Il 10/01/24 06:44, Chun-Jen Tseng (曾俊仁) ha scritto:
On Wed, 2023-11-29 at 14:22 +0100, AngeloGioacchino Del Regno wrote:
Il 14/09/23 14:10, Mark Tseng ha scritto:
The original CCI OPP table's lowest frequency 500 MHz is too low
and causes
system stalls. Increase the frequency range to 1.05 GHz ~ 1.4 GHz
and adjust
the OPPs accordingly.

Fixes: 32dfbc03fc26 ("arm64: dts: mediatek: mt8186: Add CCI node
and CCI OPP table")

Signed-off-by: Mark Tseng <chun-jen.tseng@xxxxxxxxxxxx>

You ignored my comment [1] on the v1 of this patch.

Besides, I think that you should at least keep the 500MHz frequency
for a
sleep-only/idle OPP to save power.

It would also be helpful to understand why you chose this new
frequency range,
so if you can, please put some numbers in the commit description,
showing the
stall in terms of requested BW vs actual BW (as I'd imagine that a 2x
increase
in CCI frequency means that we need *twice* the bandwidth compared to
what we
have for the workloads that are stalling the system).

Hi AngeloGioacchino Del Regno,

Thanks your reminder this issue. After ajdustment CCI OPP, we also do
power test benchmark and the result is PASS.

Sorry but `PASS` is not a number; I actually wanted a before and after power
consumption measurement in microwatts.

The original CCI table has stall issue.  When the Big CPU frequency set
on 2.05G and CCI frequency keep on 500MHz then run CTS MediaTest will
system stall then trigger watchdog reset SoC.

The CPU and CCI frequency setting are not in the same driver.
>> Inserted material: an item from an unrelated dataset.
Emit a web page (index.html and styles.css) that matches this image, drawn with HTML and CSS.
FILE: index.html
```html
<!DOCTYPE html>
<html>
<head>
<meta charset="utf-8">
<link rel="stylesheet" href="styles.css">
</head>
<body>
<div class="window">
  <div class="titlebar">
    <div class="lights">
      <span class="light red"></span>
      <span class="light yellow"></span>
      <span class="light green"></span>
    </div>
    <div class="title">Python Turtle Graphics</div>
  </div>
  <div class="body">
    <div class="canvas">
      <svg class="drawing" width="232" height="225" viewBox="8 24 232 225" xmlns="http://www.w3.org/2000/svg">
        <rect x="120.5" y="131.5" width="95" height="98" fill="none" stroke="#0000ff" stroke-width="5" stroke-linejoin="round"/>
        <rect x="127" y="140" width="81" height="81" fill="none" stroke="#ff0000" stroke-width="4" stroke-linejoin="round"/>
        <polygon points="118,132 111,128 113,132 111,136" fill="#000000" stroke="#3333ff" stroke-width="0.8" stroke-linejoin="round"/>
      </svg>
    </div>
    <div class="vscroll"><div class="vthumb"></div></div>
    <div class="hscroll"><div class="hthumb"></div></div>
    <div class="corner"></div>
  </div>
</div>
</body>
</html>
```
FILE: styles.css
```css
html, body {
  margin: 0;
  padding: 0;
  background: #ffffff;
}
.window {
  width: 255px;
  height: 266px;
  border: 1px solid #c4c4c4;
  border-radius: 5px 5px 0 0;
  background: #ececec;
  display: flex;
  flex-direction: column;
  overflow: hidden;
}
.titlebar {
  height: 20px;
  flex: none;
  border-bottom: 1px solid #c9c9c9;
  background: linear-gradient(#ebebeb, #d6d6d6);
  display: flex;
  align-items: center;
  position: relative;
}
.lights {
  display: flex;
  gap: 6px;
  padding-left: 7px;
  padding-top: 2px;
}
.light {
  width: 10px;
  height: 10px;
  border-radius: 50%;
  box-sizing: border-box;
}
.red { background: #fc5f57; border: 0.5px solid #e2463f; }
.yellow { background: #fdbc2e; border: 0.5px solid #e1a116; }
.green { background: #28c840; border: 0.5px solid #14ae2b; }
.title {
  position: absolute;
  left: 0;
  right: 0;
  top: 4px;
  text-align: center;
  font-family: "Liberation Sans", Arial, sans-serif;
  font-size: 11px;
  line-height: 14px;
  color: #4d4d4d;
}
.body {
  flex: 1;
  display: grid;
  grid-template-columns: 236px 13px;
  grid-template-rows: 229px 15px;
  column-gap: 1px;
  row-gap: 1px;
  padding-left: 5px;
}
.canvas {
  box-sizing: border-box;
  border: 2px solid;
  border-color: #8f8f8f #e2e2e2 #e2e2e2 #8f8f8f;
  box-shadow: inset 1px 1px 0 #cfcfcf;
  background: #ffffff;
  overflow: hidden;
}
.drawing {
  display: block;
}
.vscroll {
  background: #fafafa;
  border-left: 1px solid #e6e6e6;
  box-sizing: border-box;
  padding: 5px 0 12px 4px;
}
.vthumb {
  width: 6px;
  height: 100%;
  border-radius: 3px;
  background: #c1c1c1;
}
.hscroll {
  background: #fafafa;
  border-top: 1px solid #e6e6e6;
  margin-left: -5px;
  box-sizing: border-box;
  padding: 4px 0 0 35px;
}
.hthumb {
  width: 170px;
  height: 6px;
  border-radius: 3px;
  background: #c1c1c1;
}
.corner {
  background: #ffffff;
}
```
So it
will have timing issue cause CPU stall side effect.

Are you trying to fix a frequency setting delay/desync with raising the
frequency of the CCI?
That's not the right way of doing it.

Asserting that we have a timing issue because the two frequency settings
are not done by the same driver is borderline wrong - but anyway - if there
is a frequency setting timing issue because of the interaction between the
two drivers (cpufreq/ccifreq), the right way of eliminating the stall is to
actually solve the root cause of that.

I'm insisting on this because if there's a "timing issue" this means that
even though the "base" CCI frequency is higher, during a scaling up operation
depending on how much the CCI gets flooded, you might *either*:
 - Have this same stall issue again, and/or
 - Have performance issues/drops while waiting for the CCI to scale up.

Even though you may not (or may...) get a stall issue again with this change,
you will surely get (very short) temporary performance drops during scaling up.

....and this is why your CCI frequency increase solution does *not* resolve
this issue, but only partially mitigates it.

That should get solved, not partially mitigated.

Besides that, can you please tell me how to replicate the stall issue, making
me able to better understand what's going on here?

Regards,
Angelo

BRs,

Mark Tseng

[1]:
https://lore.kernel.org/all/799325f5-29b5-f0c0-16ea-d47c06830ed3@xxxxxxxxxxxxx/

Regards,
Angelo